The Church and Hate Speech

Merriam-Webster provides the following legal definition of hate speech: “speech that is intended to insult, offend, or intimidate a person because of some trait (as race, religion, sexual orientation, national origin, or disability).” The American Bar Association says “hate speech is speech that offends, threatens, or insults groups, based on race, color, religion, national origin, sexual orientation, disability, or other traits.” There seems to be little dispute about what constitutes hate speech.

The Catholic Church has repeatedly claimed that adherents of all other religions are doomed to damnation, i.e., there is no salvation outside the Roman Catholic Church. This claim is elaborated in the Syllabus of Errors of 1862, which contains references to earlier declarations of this hateful doctrine (See The Syllabus of Errors, Part II – Ecumenism). Telling someone he is going to hell unless he converts to Catholicism is not only insulting and offensive, it is a blatant attempt at intimidation. But no one calls it hate speech. No one even contemplates holding the Church accountable for its “infallible” proclamations of hate. Instead, even those outside the Church try to suppress awareness of these doctrines.

1862 is hardly ancient history. The Constitution of the United States is significantly older, yet it is still the law of the land. Moreover, as recently as 2000, Pope John Paul II declared that the author of the Syllabus of Errors, Pope Pius IX, was a saint. There is no doubt that the hateful doctrines of his “infallible” papal bull are part of official Church doctrine; the canonization of Pius IX effectively confirms this.

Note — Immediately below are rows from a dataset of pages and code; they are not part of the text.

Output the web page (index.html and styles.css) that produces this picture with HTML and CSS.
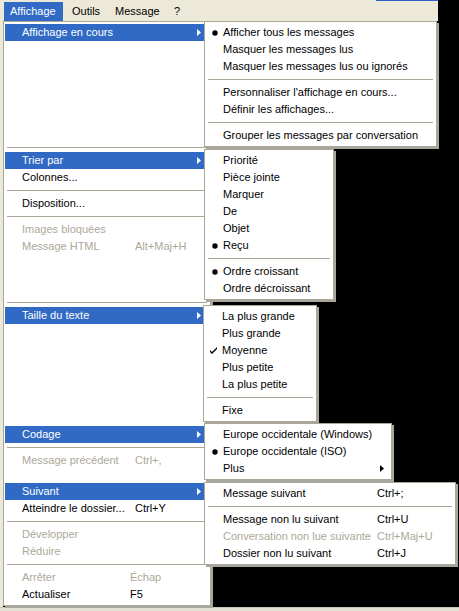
FILE: index.html
```html
<!DOCTYPE html>
<html lang="fr">
<head>
<meta charset="utf-8">
<title>Affichage</title>
<link rel="stylesheet" href="styles.css">
</head>
<body>
<div class="screen">
  <div class="menubar">
    <div class="mb-items">
      <span class="mb-item is-open">Affichage</span>
      <span class="mb-item">Outils</span>
      <span class="mb-item">Message</span>
      <span class="mb-item">?</span>
    </div>
  </div>

  <div class="workspace">
    <div class="frame-left"></div>
    <div class="menu menu-main">
      <div class="item hl"><span class="label">Affichage en cours</span><span class="arrow"><svg width="4" height="7" viewBox="0 0 4 7"><polygon points="0,0 4,3.5 0,7"/></svg></span></div>
      <div class="blank blank-6"></div>
      <div class="sep"></div>
      <div class="item hl"><span class="label">Trier par</span><span class="arrow"><svg width="4" height="7" viewBox="0 0 4 7"><polygon points="0,0 4,3.5 0,7"/></svg></span></div>
      <div class="item"><span class="label">Colonnes...</span></div>
      <div class="sep"></div>
      <div class="item"><span class="label">Disposition...</span></div>
      <div class="sep"></div>
      <div class="item off"><span class="label">Images bloquées</span></div>
      <div class="item off"><span class="label">Message HTML</span><span class="key">Alt+Maj+H</span></div>
      <div class="blank blank-43"></div>
      <div class="sep"></div>
      <div class="item hl"><span class="label">Taille du texte</span><span class="arrow"><svg width="4" height="7" viewBox="0 0 4 7"><polygon points="0,0 4,3.5 0,7"/></svg></span></div>
      <div class="blank blank-6"></div>
      <div class="item hl"><span class="label">Codage</span><span class="arrow"><svg width="4" height="7" viewBox="0 0 4 7"><polygon points="0,0 4,3.5 0,7"/></svg></span></div>
      <div class="sep"></div>
      <div class="item off"><span class="label">Message précédent</span><span class="key">Ctrl+,</span></div>
      <div class="blank blank-14"></div>
      <div class="item hl"><span class="label">Suivant</span><span class="arrow"><svg width="4" height="7" viewBox="0 0 4 7"><polygon points="0,0 4,3.5 0,7"/></svg></span></div>
      <div class="item"><span class="label">Atteindre le dossier...</span><span class="key">Ctrl+Y</span></div>
      <div class="sep"></div>
      <div class="item off"><span class="label">Développer</span></div>
      <div class="item off"><span class="label">Réduire</span></div>
      <div class="sep"></div>
      <div class="item off key-alt"><span class="label">Arrêter</span><span class="key">Échap</span></div>
      <div class="item key-alt"><span class="label">Actualiser</span><span class="key">F5</span></div>
    </div>
    <div class="desk"></div>
  </div>
  <div class="frame-bottom"></div>

  <div class="menu sub sub-view">
    <div class="item"><span class="mark"><svg width="6" height="6" viewBox="0 0 6 6"><circle cx="3" cy="3" r="2.7"/></svg></span><span class="label">Afficher tous les messages</span></div>
    <div class="item"><span class="label">Masquer les messages lus</span></div>
    <div class="item"><span class="label">Masquer les messages lus ou ignorés</span></div>
    <div class="sep"></div>
    <div class="item"><span class="label">Personnaliser l'affichage en cours...</span></div>
    <div class="item"><span class="label">Définir les affichages...</span></div>
    <div class="sep"></div>
    <div class="item"><span class="label">Grouper les messages par conversation</span></div>
  </div>

  <div class="menu sub sub-sort">
    <div class="item"><span class="label">Priorité</span></div>
    <div class="item"><span class="label">Pièce jointe</span></div>
    <div class="item"><span class="label">Marquer</span></div>
    <div class="item"><span class="label">De</span></div>
    <div class="item"><span class="label">Objet</span></div>
    <div class="item"><span class="mark"><svg width="6" height="6" viewBox="0 0 6 6"><circle cx="3" cy="3" r="2.7"/></svg></span><span class="label">Reçu</span></div>
    <div class="sep"></div>
    <div class="item"><span class="mark"><svg width="6" height="6" viewBox="0 0 6 6"><circle cx="3" cy="3" r="2.7"/></svg></span><span class="label">Ordre croissant</span></div>
    <div class="item"><span class="label">Ordre décroissant</span></div>
  </div>

  <div class="menu sub sub-size">
    <div class="item"><span class="label">La plus grande</span></div>
    <div class="item"><span class="label">Plus grande</span></div>
    <div class="item"><span class="mark"><svg width="7" height="7" viewBox="0 0 7 7"><polygon points="0,3 2,5 7,0 7,2 2,7 0,5"/></svg></span><span class="label">Moyenne</span></div>
    <div class="item"><span class="label">Plus petite</span></div>
    <div class="item"><span class="label">La plus petite</span></div>
    <div class="sep"></div>
    <div class="item"><span class="label">Fixe</span></div>
  </div>

  <div class="menu sub sub-enc">
    <div class="item"><span class="label">Europe occidentale (Windows)</span></div>
    <div class="item"><span class="mark"><svg width="6" height="6" viewBox="0 0 6 6"><circle cx="3" cy="3" r="2.7"/></svg></span><span class="label">Europe occidentale (ISO)</span></div>
    <div class="item"><span class="label">Plus</span><span class="arrow"><svg width="4" height="7" viewBox="0 0 4 7"><polygon points="0,0 4,3.5 0,7"/></svg></span></div>
  </div>

  <div class="menu sub sub-next">
    <div class="item"><span class="label">Message suivant</span><span class="key">Ctrl+;</span></div>
    <div class="sep"></div>
    <div class="item"><span class="label">Message non lu suivant</span><span class="key">Ctrl+U</span></div>
    <div class="item off"><span class="label">Conversation non lue suivante</span><span class="key">Ctrl+Maj+U</span></div>
    <div class="item"><span class="label">Dossier non lu suivant</span><span class="key">Ctrl+J</span></div>
  </div>
</div>
</body>
</html>
```
FILE: styles.css
```css
* {
  box-sizing: border-box;
  margin: 0;
  padding: 0;
}

html, body {
  background: #000;
}

body {
  margin: 0;
  font-family: "Liberation Sans", Arial, sans-serif;
  font-size: 11px;
  color: #000;
}

.screen {
  position: relative;
  width: 459px;
  height: 611px;
  overflow: hidden;
  display: flex;
  flex-direction: column;
  background: #000;
}

/* ---------- menu bar ---------- */
.menubar {
  height: 21px;
  display: flex;
}

.mb-items {
  width: 438px;
  height: 21px;
  background: linear-gradient(#2f5fcf, #2f5fcf) no-repeat 376px 0 / 62px 1px, #ece9d8;
  display: grid;
  grid-template-columns: 59px 40px 56px auto;
  column-gap: 3px;
  padding: 2px 0 0 4px;
  align-content: start;
}

.mb-item {
  height: 19px;
  line-height: 18px;
  padding-left: 6px;
  white-space: nowrap;
}

.mb-item.is-open {
  background: #316ac5;
  color: #fff;
}

/* ---------- window area ---------- */
.workspace {
  height: 586px;
  display: flex;
  align-items: flex-start;
}

.frame-left {
  width: 3px;
  align-self: stretch;
  background: #ece9d8;
}

.desk {
  flex: 1;
}

.frame-bottom {
  height: 4px;
  background: #e3e0d4;
  border-top: 1px solid #c9c6ba;
}

/* ---------- menus ---------- */
.menu {
  background: #fff;
  border: 1px solid #aca899;
  padding: 2px 1px;
  box-shadow: 2px 2px 0 #a9a69b;
}

.menu-main {
  width: 208px;
  position: relative;
  z-index: 1;
}

.sub {
  position: absolute;
  z-index: 2;
}

.sub-view { top: 21px;  left: 204px; width: 233px; }
.sub-sort { top: 149px; left: 204px; width: 130px; }
.sub-size { top: 305px; left: 203px; width: 114px; }
.sub-enc  { top: 423px; left: 204px; width: 188px; }
.sub-next { top: 482px; left: 204px; width: 252px; }

.item {
  display: grid;
  grid-template-columns: 17px 1fr;
  height: 17px;
  line-height: 17px;
  white-space: nowrap;
  color: #000;
}

.menu-main .item {
  grid-template-columns: 17px 113px 1fr 12px;
}

.menu-main .item.key-alt {
  grid-template-columns: 17px 108px 1fr 12px;
}

.sub-enc .item {
  grid-template-columns: 17px 1fr 10px;
}

.sub-next .item {
  grid-template-columns: 17px 154px 1fr;
}

.item.hl {
  background: #316ac5;
  color: #fff;
}

.item.off {
  color: #aca899;
}

.mark {
  grid-column: 1;
  grid-row: 1;
  display: flex;
  align-items: center;
  justify-content: center;
}

.label {
  grid-column: 2;
  grid-row: 1;
}

.key {
  grid-column: 3;
  grid-row: 1;
}

.arrow {
  grid-column: -2 / -1;
  grid-row: 1;
  display: flex;
  align-items: center;
}

.mark svg,
.arrow svg {
  display: block;
  fill: currentColor;
}

.sep {
  margin: 4px 2px;
  border-top: 1px solid #aca899;
}

.blank-6  { height: 102px; }
.blank-43 { height: 43px; }
.blank-14 { height: 14px; }
```
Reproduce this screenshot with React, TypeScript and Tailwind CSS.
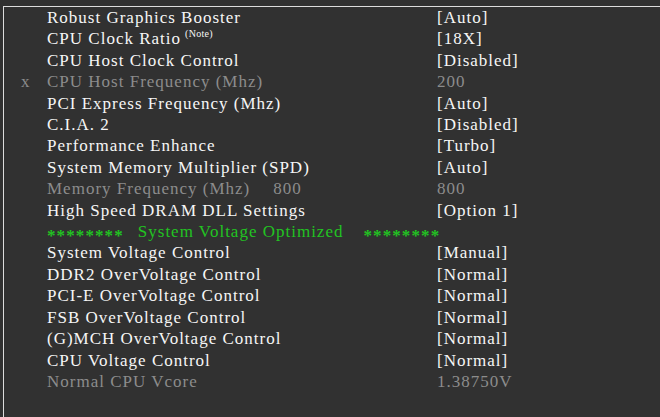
const rows: { label: string; value: string; dim?: boolean; mark?: string; note?: boolean; extra?: string }[] = [
  { label: 'Robust Graphics Booster', value: '[Auto]' },
  { label: 'CPU Clock Ratio', value: '[18X]', note: true },
  { label: 'CPU Host Clock Control', value: '[Disabled]' },
  { label: 'CPU Host Frequency (Mhz)', value: '200', dim: true, mark: 'x' },
  { label: 'PCI Express Frequency (Mhz)', value: '[Auto]' },
  { label: 'C.I.A. 2', value: '[Disabled]' },
  { label: 'Performance Enhance', value: '[Turbo]' },
  { label: 'System Memory Multiplier (SPD)', value: '[Auto]' },
  { label: 'Memory Frequency (Mhz)', value: '800', dim: true, extra: '800' },
  { label: 'High Speed DRAM DLL Settings', value: '[Option 1]' },
];

const rows2: { label: string; value: string; dim?: boolean }[] = [
  { label: 'System Voltage Control', value: '[Manual]' },
  { label: 'DDR2 OverVoltage Control', value: '[Normal]' },
  { label: 'PCI-E OverVoltage Control', value: '[Normal]' },
  { label: 'FSB OverVoltage Control', value: '[Normal]' },
  { label: '(G)MCH OverVoltage Control', value: '[Normal]' },
  { label: 'CPU Voltage Control', value: '[Normal]' },
  { label: 'Normal CPU Vcore', value: '1.38750V', dim: true },
];

function Row({ label, value, dim, mark, note, extra }: { label: string; value: string; dim?: boolean; mark?: string; note?: boolean; extra?: string }) {
  const color = dim ? 'text-[#8c8c8c]' : 'text-[#f6f6f6]';
  return (
    <div className={`flex ${color}`}>
      <div className="w-[43px] pl-[17px]">{mark}</div>
      <div className="w-[390px] flex">
        <span>{label}</span>
        {note && <span className="text-[10px] leading-none tracking-[0.3px] ml-[4px] mt-[1px]">(Note)</span>}
        {extra && <span className="ml-[23px]">{extra}</span>}
      </div>
      <div>{value}</div>
    </div>
  );
}

export default function App() {
  return (
    <div className="w-[660px] h-[417px] bg-[#313131] pt-[6px] pl-[3px] overflow-hidden font-['Liberation_Serif','Times_New_Roman',serif]">
      <div className="h-full border-t border-l border-[#dcdcdc] text-[17px] leading-[21.4px] tracking-[1px]">
        {rows.map(r => (
          <Row key={r.label} {...r} />
        ))}
        <div className="flex text-[#22c322]">
          <div className="w-[43px]" />
          <span className="tracking-[1.1px] translate-y-[4px] font-bold">********</span>
          <span className="ml-[14px]">System Voltage Optimized</span>
          <span className="ml-[20px] tracking-[1.1px] translate-y-[4px] font-bold">********</span>
        </div>
        {rows2.map(r => (
          <Row key={r.label} {...r} />
        ))}
      </div>
    </div>
  );
}
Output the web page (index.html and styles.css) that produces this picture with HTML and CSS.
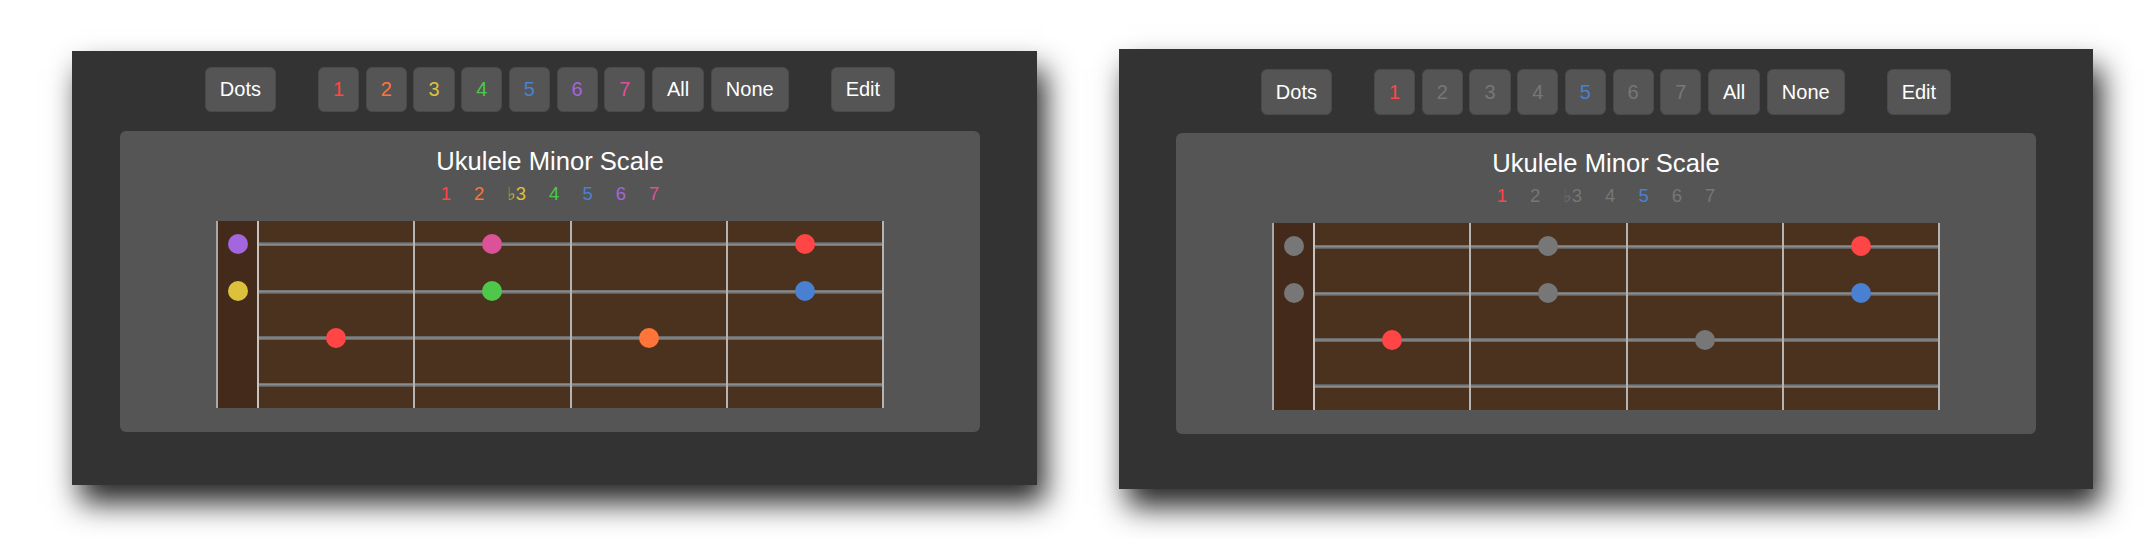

What should we do about the hate crimes of the Catholic Church?

First, the label “hate speech” is inaccurate, as these hateful doctrines are almost never spoken, at least outside Catholic seminaries. Ironically, the first thing to do is convert these “hidden” doctrines to actual hate speech and make people aware of them.

Popes frequently utter ecumenical platitudes while meeting with leaders of other religions. But at the same time they secretly maintain the “infallible” Church doctrine that adherents of these other religions are damned, as there is no salvation outside the Roman Catholic Church. We should expose this hypocrisy.

It is up to the Church to resolve conflicts concerning its hateful doctrines. But it is hard to see how the Church can maintain its claim that papal encyclicals and church councils are divinely guided and thus infallible, while at the same time renouncing such claims. Jesus said the truth will set you free. The Catholic Church should give it a try.

It initially occurred to me that there might be legal implications, especially concerning the tax-exempt status of a hate group. But it turns out that lots of hate groups are tax-exempt (here). In general, American courts give precedence to freedom of speech over restriction of hate speech. About the only time hate speech is punished if it is immediately likely to incite violence, like shouting “Fire!” in a crowded theater.

In summary, there is a vast difference between the pious and high-minded claims of the Church’s PR machine, and the facts of Church doctrine and practice. Almost all Catholics are unaware of its hateful doctrines. I suspect they would reject them, in much the same way that nearly all Catholics reject the Church’s “infallible” claim that use of contraceptives is a mortal sin. (Eventually, some might even ponder the logical consequences of such discrepancies.) As for non-Catholics, transparency might help them avoid being duped by the bland smiles and propaganda of Church spokesmen.